Amazing that the government could not do anything to intervene BEFORE people were left in the streets because it would have been a budget wrecker. But, now it has become a problem for the banks who made the loans in the first place suddenly the budget doesn't matter- just the bail out.

If the banks had been willing to work with people to keep the interest rates down for people who had been making the payments at the original rate- instead of insisting that the borrowers had signed the agreement and we shouldn't feel sorry for them when the rates go up... much of this "bad PAPER" is due to the banks own short-sighted greed. More is from their immoral efforts to trick the least of us into believing that they could be a part of the American Dream and luring them into loans they could not afford while the banks felt certain that it wouldn't matter to them (the banks) because the property would only increase in value and no matter what happened to the little guy that they (the banks) would profit regardless.

The story is deeper than first blush- the path to this place has more twists and turns than the 3 page proposal that the administration has suggested would lead us to believe. The bigger the rush the more suspicious I am.

Every one of us knows why you never buy a pig in the poke and that is what we are being asked to do... but we better hurry! No time for careful evaluation, no time for a closer look! Just sign right here!!

Yeah- we were all born yesterday. This is Bushes last great gift to corporate America. Merry Christmas all, and to all a good night. We will have time to worry about the real issues tomorrow, but we won't have the money to be bold then, will we? Nope, and the reason is that Bush is hijacking our future and limiting our options- locking us in as it were, right this very minute.

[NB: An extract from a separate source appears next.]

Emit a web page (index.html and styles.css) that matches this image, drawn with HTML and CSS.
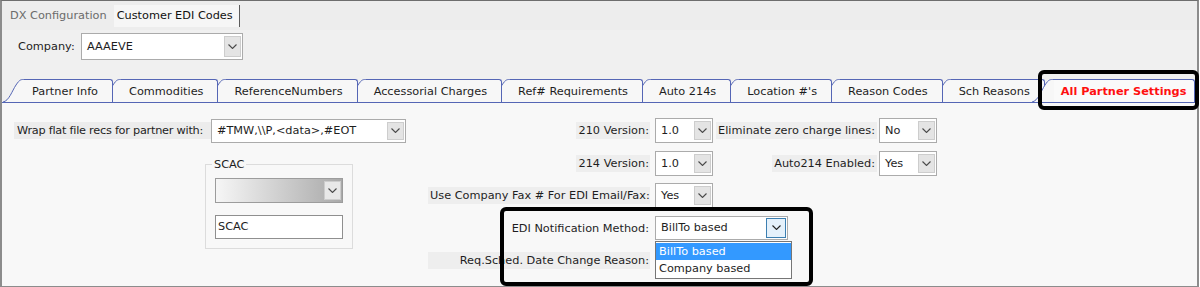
FILE: index.html
```html
<html>
  <head>
    <meta http-equiv="content-type" content="text/html; charset=utf-8" />
    <link rel="stylesheet" href="styles.css">
  </head>
  <body>
    <div class="window">
      <div class="doc-tabs">
        <span class="doc-tab">DX Configuration</span>
        <span class="doc-tab current">Customer EDI Codes</span>
      </div>

      <div class="company-row">
        <span class="company-lbl">Company:</span>
        <div class="combo company-combo">
          <span class="val">AAAEVE</span>
          <span class="drop"><svg width="9" height="5" viewBox="0 0 9 5"><polyline points="0.5,0.5 4.5,4.5 8.5,0.5"/></svg></span>
        </div>
      </div>

      <div class="tabstrip">
        <div class="tab"><svg class="slant" width="22" height="23" viewBox="0 0 22 23"><path class="fill" d="M0,23 C6,22 9,12 13,6 S18,0.5 22,0.5 L22,23 Z"/><path class="edge" d="M0,23 C6,22 9,12 13,6 S18,0.5 22,0.5"/></svg><span class="tab-face">Partner Info</span></div>
        <div class="tab"><svg class="slant" width="22" height="23" viewBox="0 0 22 23"><path class="fill" d="M0,23 C6,22 9,12 13,6 S18,0.5 22,0.5 L22,23 Z"/><path class="edge" d="M0,23 C6,22 9,12 13,6 S18,0.5 22,0.5"/></svg><span class="tab-face">Commodities</span></div>
        <div class="tab"><svg class="slant" width="22" height="23" viewBox="0 0 22 23"><path class="fill" d="M0,23 C6,22 9,12 13,6 S18,0.5 22,0.5 L22,23 Z"/><path class="edge" d="M0,23 C6,22 9,12 13,6 S18,0.5 22,0.5"/></svg><span class="tab-face">ReferenceNumbers</span></div>
        <div class="tab"><svg class="slant" width="22" height="23" viewBox="0 0 22 23"><path class="fill" d="M0,23 C6,22 9,12 13,6 S18,0.5 22,0.5 L22,23 Z"/><path class="edge" d="M0,23 C6,22 9,12 13,6 S18,0.5 22,0.5"/></svg><span class="tab-face">Accessorial Charges</span></div>
        <div class="tab"><svg class="slant" width="22" height="23" viewBox="0 0 22 23"><path class="fill" d="M0,23 C6,22 9,12 13,6 S18,0.5 22,0.5 L22,23 Z"/><path class="edge" d="M0,23 C6,22 9,12 13,6 S18,0.5 22,0.5"/></svg><span class="tab-face">Ref# Requirements</span></div>
        <div class="tab"><svg class="slant" width="22" height="23" viewBox="0 0 22 23"><path class="fill" d="M0,23 C6,22 9,12 13,6 S18,0.5 22,0.5 L22,23 Z"/><path class="edge" d="M0,23 C6,22 9,12 13,6 S18,0.5 22,0.5"/></svg><span class="tab-face">Auto 214s</span></div>
        <div class="tab"><svg class="slant" width="22" height="23" viewBox="0 0 22 23"><path class="fill" d="M0,23 C6,22 9,12 13,6 S18,0.5 22,0.5 L22,23 Z"/><path class="edge" d="M0,23 C6,22 9,12 13,6 S18,0.5 22,0.5"/></svg><span class="tab-face">Location #'s</span></div>
        <div class="tab"><svg class="slant" width="22" height="23" viewBox="0 0 22 23"><path class="fill" d="M0,23 C6,22 9,12 13,6 S18,0.5 22,0.5 L22,23 Z"/><path class="edge" d="M0,23 C6,22 9,12 13,6 S18,0.5 22,0.5"/></svg><span class="tab-face">Reason Codes</span></div>
        <div class="tab"><svg class="slant" width="22" height="23" viewBox="0 0 22 23"><path class="fill" d="M0,23 C6,22 9,12 13,6 S18,0.5 22,0.5 L22,23 Z"/><path class="edge" d="M0,23 C6,22 9,12 13,6 S18,0.5 22,0.5"/></svg><span class="tab-face">Sch Reasons</span></div>
        <div class="tab active"><svg class="slant" width="22" height="23" viewBox="0 0 22 23"><path class="fill" d="M0,23 C6,22 9,12 13,6 S18,0.5 22,0.5 L22,23 Z"/><path class="edge" d="M0,23 C6,22 9,12 13,6 S18,0.5 22,0.5"/></svg><span class="tab-face">All Partner Settings</span></div>
      </div>

      <div class="panel">
        <div class="form-grid">
          <!-- row 1 -->
          <div class="wrap-field">
            <span class="lbl wrap-lbl">Wrap flat file recs for partner with:</span>
            <div class="combo wrap-combo">
              <span class="val">#TMW,\\P,&lt;data&gt;,#EOT</span>
              <span class="drop"><svg width="9" height="5" viewBox="0 0 9 5"><polyline points="0.5,0.5 4.5,4.5 8.5,0.5"/></svg></span>
            </div>
          </div>
          <span class="lbl mid-lbl r1">210 Version:</span>
          <div class="combo small-combo c-mid r1">
            <span class="val">1.0</span>
            <span class="drop"><svg width="9" height="5" viewBox="0 0 9 5"><polyline points="0.5,0.5 4.5,4.5 8.5,0.5"/></svg></span>
          </div>
          <span class="lbl right-lbl r1">Eliminate zero charge lines:</span>
          <div class="combo small-combo c-right r1">
            <span class="val">No</span>
            <span class="drop"><svg width="9" height="5" viewBox="0 0 9 5"><polyline points="0.5,0.5 4.5,4.5 8.5,0.5"/></svg></span>
          </div>

          <!-- SCAC group -->
          <fieldset class="scac-group">
            <legend>SCAC</legend>
            <div class="combo scac-combo">
              <span class="val"></span>
              <span class="drop"><svg width="9" height="5" viewBox="0 0 9 5"><polyline points="0.5,0.5 4.5,4.5 8.5,0.5"/></svg></span>
            </div>
            <div class="textbox">SCAC</div>
          </fieldset>

          <!-- row 2 -->
          <span class="lbl mid-lbl r2">214 Version:</span>
          <div class="combo small-combo c-mid r2">
            <span class="val">1.0</span>
            <span class="drop"><svg width="9" height="5" viewBox="0 0 9 5"><polyline points="0.5,0.5 4.5,4.5 8.5,0.5"/></svg></span>
          </div>
          <span class="lbl right-lbl r2">Auto214 Enabled:</span>
          <div class="combo small-combo c-right r2">
            <span class="val">Yes</span>
            <span class="drop"><svg width="9" height="5" viewBox="0 0 9 5"><polyline points="0.5,0.5 4.5,4.5 8.5,0.5"/></svg></span>
          </div>

          <!-- row 3 -->
          <span class="lbl mid-lbl wide r3">Use Company Fax # For EDI Email/Fax:</span>
          <div class="combo small-combo c-mid r3">
            <span class="val">Yes</span>
            <span class="drop"><svg width="9" height="5" viewBox="0 0 9 5"><polyline points="0.5,0.5 4.5,4.5 8.5,0.5"/></svg></span>
          </div>

          <!-- row 4 -->
          <span class="lbl mid-lbl plain r4">EDI Notification Method:</span>
          <div class="combo edi-combo r4">
            <span class="val">BillTo based</span>
            <span class="drop hot"><svg width="9" height="5" viewBox="0 0 9 5"><polyline points="0.5,0.5 4.5,4.5 8.5,0.5"/></svg></span>
            <div class="droplist">
              <div class="item selected">BillTo based</div>
              <div class="item">Company based</div>
            </div>
          </div>

          <!-- row 5 -->
          <span class="lbl mid-lbl wide r5">Req.Sched. Date Change Reason:</span>
        </div>
      </div>

      <div class="callout callout-tab"></div>
      <div class="callout callout-edi"></div>
    </div>
  </body>
</html>
```

FILE: styles.css
```css
body {
  margin: 0;
  padding: 0;
  background: #fff;
  font-family: "DejaVu Sans", Tahoma, sans-serif;
  font-size: 11.3px;
  color: #1e1e1e;
}
.window {
  position: relative;
  width: 1199px;
  height: 287px;
  box-sizing: border-box;
  border-top: 1px solid #6e6e6e;
  border-left: 2px solid #8c8c8c;
  border-right: 2px solid #8c8c8c;
  border-bottom: 1px solid #8c8c8c;
  background: #f0f0f0;
  display: flex;
  flex-direction: column;
}

/* document tabs */
.doc-tabs {
  display: flex;
  height: 29px;
  padding-top: 4px;
  box-sizing: border-box;
  background: #ededed;
}
.doc-tab {
  height: 22px;
  line-height: 22px;
  padding: 0 3px;
}
.doc-tab:first-child {
  margin-left: 5px;
  color: #6b6b6b;
}
.doc-tab.current {
  margin-left: 4px;
  padding-right: 6px;
  background: #f6f6f6;
  color: #111;
  border-right: 1px solid #5c5c5c;
}

/* company row */
.company-row {
  display: flex;
  align-items: center;
  height: 27px;
  margin-top: 3px;
  padding-left: 16px;
}
.company-lbl {
  width: 63px;
}

/* combos */
.combo {
  display: flex;
  align-items: stretch;
  box-sizing: border-box;
  background: #fff;
  border: 1px solid #ababab;
}
.combo .val {
  flex: 1;
  display: flex;
  align-items: center;
  padding-left: 5px;
  white-space: nowrap;
  overflow: hidden;
}
.combo .drop {
  width: 17px;
  margin: 2px 1px 2px 0;
  box-sizing: border-box;
  background: #e4e4e4;
  border: 1px solid #cdcdcd;
  display: flex;
  align-items: center;
  justify-content: center;
}
.drop svg polyline {
  fill: none;
  stroke: #4a4a4a;
  stroke-width: 1.1;
}
.company-combo {
  width: 162px;
  height: 27px;
}

/* tab strip */
.tabstrip {
  display: flex;
  height: 24px;
  margin-top: 19px;
  padding-left: 1px;
  box-sizing: border-box;
  border-bottom: 1px solid #5566b5;
}
.tab {
  position: relative;
  display: flex;
  height: 23px;
  margin-left: -13px;
}
.tab:first-child { margin-left: 0; z-index: 10; }
.tab:nth-child(2) { z-index: 9; }
.tab:nth-child(3) { z-index: 8; }
.tab:nth-child(4) { z-index: 7; }
.tab:nth-child(5) { z-index: 6; }
.tab:nth-child(6) { z-index: 5; }
.tab:nth-child(7) { z-index: 4; }
.tab:nth-child(8) { z-index: 3; }
.tab:nth-child(9) { z-index: 2; }
.tab.active { z-index: 20; }
.slant .fill { fill: #f7f7f7; }
.slant .edge {
  fill: none;
  stroke: #5566b5;
  stroke-width: 1;
}
.tab-face {
  display: flex;
  align-items: center;
  padding: 1px 14px 0 7px;
  background: #f7f7f7;
  border-top: 1px solid #5566b5;
  border-right: 1px solid #5566b5;
  border-top-right-radius: 3px;
  white-space: nowrap;
}
.tab.active .tab-face {
  color: #ff1010;
  font-weight: bold;
  padding-right: 8px;
  background: #fafafa;
}

/* panel */
.panel {
  flex: 1;
  background: #f8f8f8;
  padding: 15px 0 0 12px;
}
.form-grid {
  display: grid;
  grid-template-columns: 414px 222px 65px 162px 60px;
  grid-template-rows: repeat(5, 25px);
  row-gap: 7.5px;
}
.lbl {
  align-self: center;
  height: 17px;
  line-height: 17px;
  white-space: nowrap;
}
.wrap-field {
  grid-column: 1;
  grid-row: 1;
  display: flex;
  align-items: center;
}
.wrap-lbl {
  width: 197px;
  box-sizing: border-box;
  padding-left: 3px;
  letter-spacing: -0.25px;
  background: #ececec;
}
.wrap-combo {
  width: 195px;
  height: 24px;
}
.mid-lbl {
  grid-column: 2;
  justify-self: end;
  padding: 0 1px 0 2px;
  background: #eeeeee;
}
.mid-lbl.wide {
  justify-self: stretch;
  text-align: right;
}
.mid-lbl.plain {
  background: none;
}
.right-lbl {
  grid-column: 4;
  justify-self: end;
  padding: 0 2px;
  background: #eeeeee;
}
.small-combo {
  width: 58px;
  height: 25px;
}
.c-mid { grid-column: 3; margin-left: 5px; }
.c-right { grid-column: 5; margin-left: 2px; }
.r1 { grid-row: 1; }
.r2 { grid-row: 2; }
.r3 { grid-row: 3; }
.r4 { grid-row: 4; }
.r5 { grid-row: 5; }

/* SCAC group box */
.scac-group {
  grid-column: 1;
  grid-row: 2 / span 4;
  align-self: start;
  margin: 8px 0 0 191px;
  width: 148px;
  box-sizing: border-box;
  min-width: 0;
  padding: 7px 9px 9px 9px;
  border: 1px solid #dcdcdc;
}
.scac-group legend {
  margin-left: -3px;
  padding: 0 2px;
  line-height: 12px;
}
.scac-combo {
  height: 25px;
  border-color: #9c9c9c;
  background: linear-gradient(to right, #f6f6f6, #a9a9a9);
}
.scac-combo .drop {
  background: #e8e8e8;
}
.textbox {
  margin-top: 12px;
  height: 24px;
  box-sizing: border-box;
  border: 1px solid #8f8f8f;
  background: #fff;
  padding-left: 2px;
  line-height: 22px;
}

/* EDI combo with open list */
.edi-combo {
  position: relative;
  grid-column: 3 / span 2;
  margin-left: 5px;
  width: 133px;
  height: 24px;
  align-self: start;
}
.edi-combo .drop.hot {
  width: 20px;
  margin: 1px 1px 1px 0;
  background: #e5f1fb;
  border: 1px solid #3c7fb1;
}
.edi-combo .drop.hot polyline {
  stroke: #222;
}
.droplist {
  position: absolute;
  top: 24px;
  left: -1px;
  width: 137px;
  box-sizing: border-box;
  border: 1px solid #767676;
  background: #fff;
  padding: 1px 0;
  z-index: 5;
}
.droplist .item {
  height: 17px;
  line-height: 17px;
  padding-left: 3px;
}
.droplist .item.selected {
  background: #3399ff;
  color: #fff;
}

/* annotation frames */
.callout {
  position: absolute;
  box-sizing: border-box;
  border: 4px solid #000;
  border-radius: 6px;
  z-index: 30;
}
.callout-tab {
  left: 1036px;
  top: 69px;
  width: 161px;
  height: 40px;
}
.callout-edi {
  left: 498px;
  top: 206px;
  width: 313px;
  height: 79px;
}
```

I hope that our lawmakers have plenty of coffee to keep them wide eyed and alert as this one is debated, because we sure have not been able to trust this administration on anything. Not from foreign policy, not on domestic policy and absolutely NEVER when they swore they had the answers or the interest of the middle class in mind.

Blacklight
09-20-08, 11:22 PM
Agreed. This administration has succeded in pretty much sending the middle and poor classes right into the tank while the wealthy have prosphered and achieved reccord earnings. :nope:
This George W. Bush administration in my book is the absolute WORST administration EVER set up in Washington. It's wreaking things worse than his father's administration (that tanked the economy but nowhere near his son's level).
Have you noticed that the middle class always seems to go into a resession whenever we get a Republican administration in Washinton ?
At the rate we're going, we're going to end up as a third world country controlled by a bunch of rich elite who keep getting richer while the poor and middle class are waiting in soup lines at the shelters.